Reportagem de A CRÍTICA do dia 19 mostrou as irregularidades na contratação, entre elas, a emissão de uma nota de empenho de R$ 8,7 milhões e o empenho de mais um mês para 2021, totalizando R$ 9,5 milhões, e a primeira ordem bancária em favor da Criae, de R$ 379 mil, foram registradas antes do contrato ter sido oficializado no Diário Eletrônico da Casa.
No site da Receita Federal, aparecem como sócios da Criae Orlando Coimbra Neto e José Loureiro Netto. A agência possui de capital social de R$ 1 milhão e sua sede na rua Luiz Antony, 1070, no Centro, é no mesmo endereço da PS Publicidade, empresa que já recebeu, desde 2015, R$ 29 milhões da ALE-AM.
Empresa silencia sobre serviços da Criae
A assessoria de imprensa da Eneva informou, por meio de nota, que a companhia iniciou as atividades no Estado do Amazonas há aproximadamente dois anos, quando adquiriu o Campo de Azulão, descoberto em 1999 e sem investimentos e operação até a chegada da empresa.
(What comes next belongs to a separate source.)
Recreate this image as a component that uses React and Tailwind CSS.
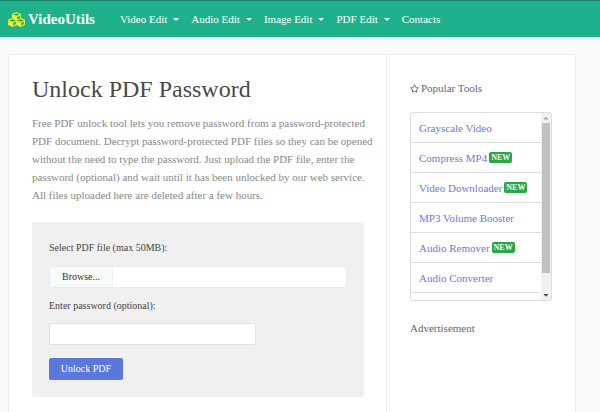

A empresa esclareceu que para desenvolver suas atividades no Amazonas, assim como em outros estados das regiões Norte e Nordeste onde mantém unidades operacionais, contrata serviços de fornecedores locais em várias áreas, como administrativa, financeira, jurídica, operacional, de comunicação, entre outras, contudo não explicou quando teve início a relação comercial, entre a Azulão Geração de Energia e a Criae Publicidade LTDA, e quais serviços foram realizados pela agência de publicidade.
“Cabe ressaltar que as atividades da Eneva e o seu relacionamento com os públicos de interesse, como colaboradores, clientes, fornecedores e instituições públicas, são norteados pela ética e integridade”, diz trecho da nota.
Indagada sobre os critérios utilizados pela Azulão para contratar a empresa de publicidade e quanto já foi pago à prestadora de serviço, a Eneva silenciou e não respondeu os questionamentos da reportagem de A CRÍTICA.
Na nota, a empresa frisou que a operação no Campo de Azulão vai contribuir com o desenvolvimento do interior do Estado a partir da geração de empregos, qualificação de profissionais locais, aumento da renda e recolhimento de impostos e royalties para os municípios.